While the rest of the Civilized world has been all but breaking their necks to try and prove to the rest of them how willing they all are to holding hands and singing “Kumbyah” with one another, they are busy like the demonic orcs their breed of Man was spawned from oh those centuries ago building better, more efficient, and equally terrifying methods of eradicating their sworn enemies (namely the United States and Great Brittan).
While President Obama was busy whispering to the outgoing Russian President Medvedev about the expected flexibility he will have in the unilateral nuclear disarmament of the United States “in the interest of giving the Russian people a ‘good faith’ advance in our payment towards the cost of Global Peace, incoming Russian President (and all around swinging dick) Vladimir Putin has confirmed to the development of a Russian “energy beam weapon” that turns its targets into zombies.
According to the Australian Herald Sun:
The futuristic weapons - which attack their victims' central nervous system - are being developed by scientists and could be used against Russia's enemies and even its own dissidents by the end of the decade.
Mr. Putin has described the guns, which use electromagnetic radiation like that found in microwave ovens, as entirely new instruments for achieving political and strategic goals.
Plans to introduce the super-weapons were announced by Russian defense minister Anatoly Serdyukov.
While the technology has been around for some time, Mr. Tsyganok said the guns were recently tested for crowd control purposes.
“When it was used for dispersing a crowd and it was focused on a man, his body temperature went up immediately as if he was thrown into a hot frying pan," Mr. Tsyganok said.
"Still, we know very little about this weapon and even special forces guys can hardly cope with it,'' he said.
From Russia, With Love…
Let’s face it… America isn’t a “Do it for the sake of it” type of country…
We hate doing anything that isn’t eating or fucking.
It has always needed that divine spark of inspiration, if you will…
And perhaps these far out Russian Zombie guns are just the kind of kick in the ass that our nation has been in dire need of…
You have to admit, America was a better place when we had the Russians as an adversary.
We had a foil… a yang… an enemy that we could stand and make the stark comparisons that makes bigotry work so well.
They were a drab, grey, freedomless, hopeless, futureless society of cogs turning the machine while We were something better. We were the bright shining city on the hill from which the world learned of a better tomorrow; the beacons of hope and dreams for all freedom loving people.
And perhaps what America needs is to once again have themselves an enemy.
Oh sure we have been engaging ourselves in a now decade long adventure sticking our nose into every Arab pissing match we can get ourselves into all for the name of Terror and Oil.
And those bastard Chinese are just itching to show off their newly afforded superpower status.
But neither of those enemies can bear a candle to the idea of dusting off some of that Cold War magic.

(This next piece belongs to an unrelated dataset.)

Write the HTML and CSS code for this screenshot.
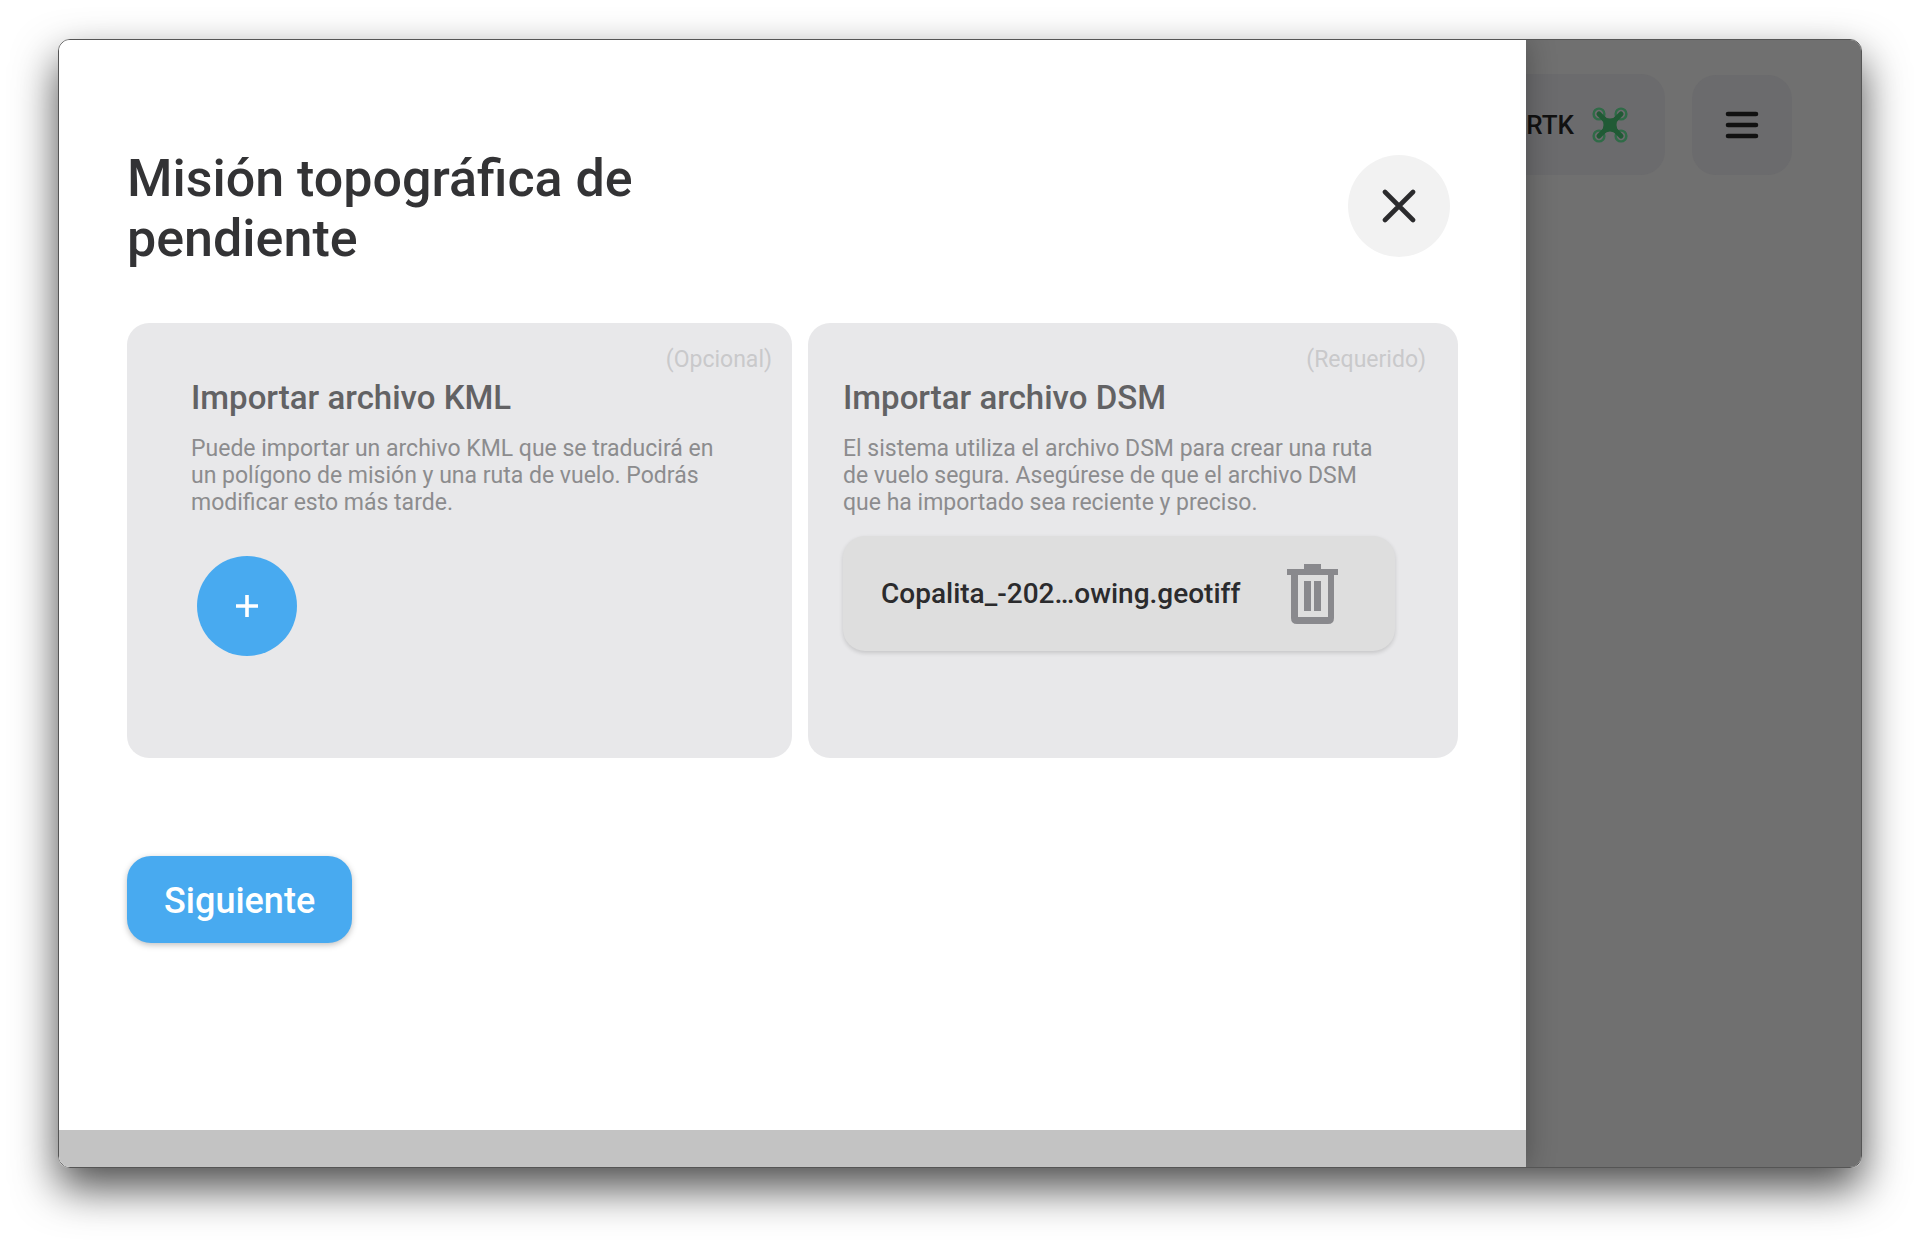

Not as sexy, not as exciting…
And the accents are dogshit.
And don’t go thinking I am coming out of some far off pot induced fantasy about a new arms race being brought about by the announcement of Zombie Gun…
Had it not been for the Russians and Sputnik, American might not have ever gotten off their lazy asses long enough to get a man on the moon.
Because going to the Moon had nothing to do with the noble pursuit of loft goals nor was it some tribute to a slain American leader…
It was all about making sure those filthy fucking Reds didn’t get to plant their flag on the moon.
Simple as that.
So instead of biting your nails to nubs worrying about how the wars of the future will be fought by Terminator robots and human zombie-slaves take heart in that if everything goes right, America could have zombie guns of their own…
And if the 80s taught us anything, it’s that a mutually assured death at the hands of throngs of zombie soldiers is enough to broker a peace between even the most suborn of super powers.